Be it detailed discussions on the fun figures in Indian art or a peek into the cross-cultural and composite forms that shaped the Harappan culture, an art conclave in the capital that began Tuesday will shed light on many such colourful facets of Indian art.
The three-day Indian Art History Congress was inaugurated by Union Culture Secretary Ravindra Singh at the National Museum where he called upon historians and researchers to help the government in its efforts to publicise the country’s antiquities through digitisation.
“The ASI (Archaeological Survey of India) has published more than 3 lakh antiquities online, while 10,000 objects being exhibited by 10 museums in the country have also gone online. Their public value can rise by leaps and bounds if we got more human resource to pad them up with background material,” said Singh at the inauguration.
Around 200 experts from various museums, universities and institutions are slated to present 93 research papers during the conclave around the theme “Cross Cultural Assimilation and Composite Forms in Indian Art”.
This conclave is being organised by the National Museum in association with the National Museum Institute.

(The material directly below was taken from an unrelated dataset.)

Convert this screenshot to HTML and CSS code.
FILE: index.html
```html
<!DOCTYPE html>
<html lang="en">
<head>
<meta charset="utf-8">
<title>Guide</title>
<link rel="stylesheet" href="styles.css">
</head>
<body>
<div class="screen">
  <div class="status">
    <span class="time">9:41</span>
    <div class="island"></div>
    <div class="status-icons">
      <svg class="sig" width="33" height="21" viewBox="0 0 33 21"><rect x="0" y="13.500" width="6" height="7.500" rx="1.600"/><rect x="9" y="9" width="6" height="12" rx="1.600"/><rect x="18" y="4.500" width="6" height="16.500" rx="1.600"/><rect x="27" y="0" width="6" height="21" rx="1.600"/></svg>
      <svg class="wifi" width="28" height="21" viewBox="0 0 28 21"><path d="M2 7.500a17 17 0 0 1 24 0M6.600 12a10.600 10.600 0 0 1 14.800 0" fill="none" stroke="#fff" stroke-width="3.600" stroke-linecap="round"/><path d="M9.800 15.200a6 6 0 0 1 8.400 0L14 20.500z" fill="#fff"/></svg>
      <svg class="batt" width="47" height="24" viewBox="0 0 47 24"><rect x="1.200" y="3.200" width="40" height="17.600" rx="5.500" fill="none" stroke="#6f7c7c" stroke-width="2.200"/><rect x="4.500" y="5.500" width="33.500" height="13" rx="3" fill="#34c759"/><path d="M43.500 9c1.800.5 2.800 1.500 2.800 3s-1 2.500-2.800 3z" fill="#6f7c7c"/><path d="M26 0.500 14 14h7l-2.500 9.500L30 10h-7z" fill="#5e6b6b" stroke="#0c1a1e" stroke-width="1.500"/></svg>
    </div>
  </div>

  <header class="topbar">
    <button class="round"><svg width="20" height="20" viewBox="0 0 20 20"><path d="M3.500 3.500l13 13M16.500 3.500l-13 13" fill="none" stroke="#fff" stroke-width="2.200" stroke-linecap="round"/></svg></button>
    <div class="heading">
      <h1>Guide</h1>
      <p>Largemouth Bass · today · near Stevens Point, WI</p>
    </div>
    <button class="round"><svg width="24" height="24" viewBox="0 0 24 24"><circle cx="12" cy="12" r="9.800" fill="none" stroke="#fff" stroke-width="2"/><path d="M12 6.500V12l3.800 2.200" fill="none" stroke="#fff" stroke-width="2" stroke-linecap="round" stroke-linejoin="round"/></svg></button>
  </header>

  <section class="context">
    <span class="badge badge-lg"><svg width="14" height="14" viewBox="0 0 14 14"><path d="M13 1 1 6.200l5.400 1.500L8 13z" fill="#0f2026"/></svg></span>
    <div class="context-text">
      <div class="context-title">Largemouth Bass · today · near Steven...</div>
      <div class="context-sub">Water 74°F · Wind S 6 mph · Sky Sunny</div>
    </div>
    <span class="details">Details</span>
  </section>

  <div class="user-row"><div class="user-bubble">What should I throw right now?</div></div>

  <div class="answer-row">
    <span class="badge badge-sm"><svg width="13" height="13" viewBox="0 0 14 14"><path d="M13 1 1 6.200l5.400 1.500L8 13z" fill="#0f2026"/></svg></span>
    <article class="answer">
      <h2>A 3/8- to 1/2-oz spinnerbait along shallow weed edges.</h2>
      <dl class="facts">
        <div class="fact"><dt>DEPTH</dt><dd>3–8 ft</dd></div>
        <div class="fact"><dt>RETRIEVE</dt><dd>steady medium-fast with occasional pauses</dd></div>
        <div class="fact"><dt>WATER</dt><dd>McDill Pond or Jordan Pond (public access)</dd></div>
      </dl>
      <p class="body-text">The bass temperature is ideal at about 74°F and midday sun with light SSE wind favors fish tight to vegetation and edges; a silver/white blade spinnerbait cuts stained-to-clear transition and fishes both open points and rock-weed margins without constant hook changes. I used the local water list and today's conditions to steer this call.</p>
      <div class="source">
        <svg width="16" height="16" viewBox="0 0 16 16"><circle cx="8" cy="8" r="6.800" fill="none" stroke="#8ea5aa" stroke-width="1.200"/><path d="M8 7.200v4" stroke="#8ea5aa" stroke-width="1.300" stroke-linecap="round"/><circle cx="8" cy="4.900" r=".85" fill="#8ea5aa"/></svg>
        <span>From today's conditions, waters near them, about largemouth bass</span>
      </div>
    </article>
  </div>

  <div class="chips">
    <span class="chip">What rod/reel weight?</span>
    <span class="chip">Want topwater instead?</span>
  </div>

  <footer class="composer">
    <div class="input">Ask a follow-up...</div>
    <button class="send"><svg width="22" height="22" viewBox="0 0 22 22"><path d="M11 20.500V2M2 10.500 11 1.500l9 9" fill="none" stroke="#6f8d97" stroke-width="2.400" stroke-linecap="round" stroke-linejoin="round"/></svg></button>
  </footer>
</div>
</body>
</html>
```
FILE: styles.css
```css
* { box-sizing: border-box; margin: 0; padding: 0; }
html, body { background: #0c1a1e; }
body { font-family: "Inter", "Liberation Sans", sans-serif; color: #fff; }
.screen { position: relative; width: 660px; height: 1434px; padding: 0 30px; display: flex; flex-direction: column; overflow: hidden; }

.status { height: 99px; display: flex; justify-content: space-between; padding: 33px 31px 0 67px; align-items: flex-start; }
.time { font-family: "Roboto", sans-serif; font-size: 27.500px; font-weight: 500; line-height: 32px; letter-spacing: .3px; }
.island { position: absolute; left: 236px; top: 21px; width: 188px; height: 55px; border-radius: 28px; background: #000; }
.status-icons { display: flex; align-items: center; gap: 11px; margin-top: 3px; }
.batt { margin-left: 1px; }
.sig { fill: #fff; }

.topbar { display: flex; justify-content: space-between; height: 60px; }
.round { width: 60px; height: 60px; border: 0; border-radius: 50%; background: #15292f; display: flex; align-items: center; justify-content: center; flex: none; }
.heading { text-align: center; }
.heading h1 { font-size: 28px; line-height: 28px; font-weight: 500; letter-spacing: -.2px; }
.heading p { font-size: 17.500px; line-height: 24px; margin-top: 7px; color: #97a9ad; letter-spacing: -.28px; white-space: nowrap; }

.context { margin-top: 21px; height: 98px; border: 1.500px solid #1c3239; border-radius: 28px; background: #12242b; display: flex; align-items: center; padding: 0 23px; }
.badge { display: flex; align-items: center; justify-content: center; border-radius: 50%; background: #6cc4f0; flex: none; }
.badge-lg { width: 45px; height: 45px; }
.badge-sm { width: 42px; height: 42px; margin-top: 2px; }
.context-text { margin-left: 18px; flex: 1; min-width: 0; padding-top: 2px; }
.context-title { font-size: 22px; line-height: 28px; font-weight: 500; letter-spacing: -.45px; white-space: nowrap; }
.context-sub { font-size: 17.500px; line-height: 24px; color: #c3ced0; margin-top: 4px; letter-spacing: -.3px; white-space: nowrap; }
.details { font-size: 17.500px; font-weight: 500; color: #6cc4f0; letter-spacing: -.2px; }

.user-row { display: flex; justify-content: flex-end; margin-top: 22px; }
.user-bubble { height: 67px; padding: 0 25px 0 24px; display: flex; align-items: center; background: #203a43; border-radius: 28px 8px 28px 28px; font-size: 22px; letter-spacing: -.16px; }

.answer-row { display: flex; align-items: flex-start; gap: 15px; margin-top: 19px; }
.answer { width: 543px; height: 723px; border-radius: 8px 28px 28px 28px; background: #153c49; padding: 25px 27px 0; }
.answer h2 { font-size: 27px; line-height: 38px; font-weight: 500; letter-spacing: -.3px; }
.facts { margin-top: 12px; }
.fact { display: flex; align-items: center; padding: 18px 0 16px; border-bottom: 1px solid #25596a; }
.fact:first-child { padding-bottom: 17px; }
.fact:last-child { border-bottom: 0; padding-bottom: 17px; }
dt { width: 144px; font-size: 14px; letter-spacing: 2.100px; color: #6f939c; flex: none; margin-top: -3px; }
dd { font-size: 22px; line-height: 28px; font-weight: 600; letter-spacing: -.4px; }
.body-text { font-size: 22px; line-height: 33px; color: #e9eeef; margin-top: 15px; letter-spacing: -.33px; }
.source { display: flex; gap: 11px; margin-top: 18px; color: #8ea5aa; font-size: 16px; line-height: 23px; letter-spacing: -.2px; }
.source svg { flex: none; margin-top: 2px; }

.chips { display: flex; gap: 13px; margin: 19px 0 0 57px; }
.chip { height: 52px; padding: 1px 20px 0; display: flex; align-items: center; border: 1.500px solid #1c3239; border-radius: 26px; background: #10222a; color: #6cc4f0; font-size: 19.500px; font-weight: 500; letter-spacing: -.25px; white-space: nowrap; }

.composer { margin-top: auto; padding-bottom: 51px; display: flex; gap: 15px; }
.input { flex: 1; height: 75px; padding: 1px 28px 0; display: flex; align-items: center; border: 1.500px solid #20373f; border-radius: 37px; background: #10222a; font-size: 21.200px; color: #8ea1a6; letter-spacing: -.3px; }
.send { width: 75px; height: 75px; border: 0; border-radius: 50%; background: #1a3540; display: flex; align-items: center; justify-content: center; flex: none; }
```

During the opening session, historian M.K. Dhavalikar gave a power-point presentation on the cave temples in Mumbai. Titled “Treasure Island”, the 25-minute talk threw light on the value of the caves as massive repositories of Buddhist art and aesthetics that are stylistically similar to the paintings and sculptures in Ajanta and Ellora caves of Maharashtra.
According to Venu Vasudevan, director-general National Museum, these deliberations would facilitate scholarly exchange of knowledge about India’s diverse artistic forms from ancient to modern times.
The conclave will conclude November 13.